[Tutor] Another try at Python's selfishness

Ed Singleton singletoned at gmail.com
Sat Feb 4 11:36:28 CET 2006


On 04/02/06, Alan Gauld <alan.gauld at freenet.co.uk> wrote:
> > I have to say that as a newbie, it took me quite a while to get my
> > head around that extra parameter (self).
>
> That's OK, its true of most folks, even non newbies!
> It is one area where Python is different to most languages
> who hide the self completely.
>
> > It took me ages to work out that:
> >
> >class A:
> >   def __init__(self, foo):
> >       self.foo = foo
> >
> > a  = A("hello")
> >
> > is actually a shortcut for:
> >
> > a = A(a, "Hello")
>
> > I think insisting on:
> >
> > a = A(a, "Hello")
> >
> > would be very good for readability, understandability and
> > newbie-friendliness.
>
> Only for the constructor.
> Once you have the object itself the method calls wouyld be much less
> readable:
>
> class C:
>   def a(s):pass
>
> c = C()
> c = c.a(c)
> etc
>
> is not descriptive of the concept of passing a message to the object c,
> it looks rather like you are passing the object c to a function which is
> a member of itself, which brings to mind recursion not messages...
>
> Remember that the purpose of writing a class is to *hide* the details of
> its implementation from the user, thus the user never has to use self,
> only the builder. The only reason you are confused is because you
> are both builder and user of the class.

As always Alan, you've managed to make something confusing seem
sensible and logical.

That is the best explanation of this subject I've ever heard.

> But consider file objects, do you ever feel the need to write:
>
> myfile = file(myfile,filename,mode)
>
> or does
>
> myfile = file(filename,mode)
>
> seem more friendly? Is that because you've nbever actually
> seen the constructor code for the file class(*) and so don't
> worry about the presence of self?
> If you did have to pass the object in, wouldn't you be asking
> why you had to pass the object into the file creation method?

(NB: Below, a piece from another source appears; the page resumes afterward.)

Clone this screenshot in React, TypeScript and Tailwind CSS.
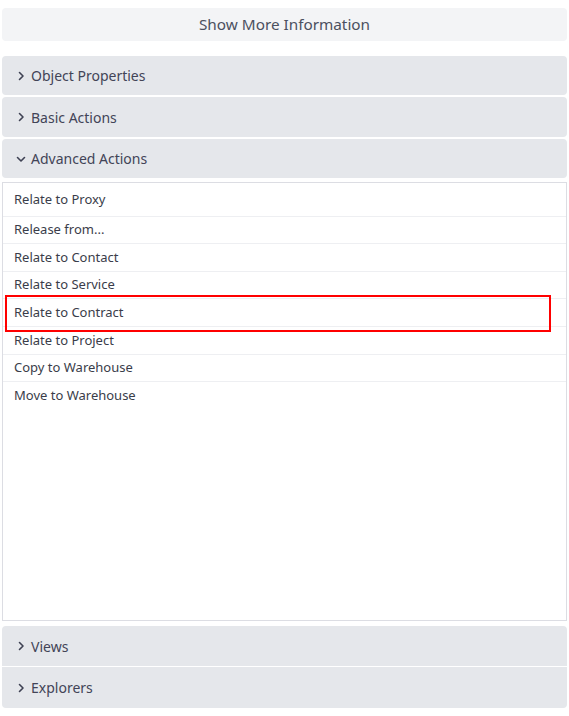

I now agree, and (I think) understand completely.

Ed

PS Are there any good tutorials on the more philosophical side of the
object orientedness of Python?  I've read pretty much all the major
tutorials that are commonly linked to, and they often cover HOW to use
classes and stuff, but I'm quite interested in WHY we use classes (and
as I've discovered from you and Kent, WHEN to use classes).   I've
found some general OOP tutorials, but they always seem to use Java or
C which I don't know and don't particularly care to know.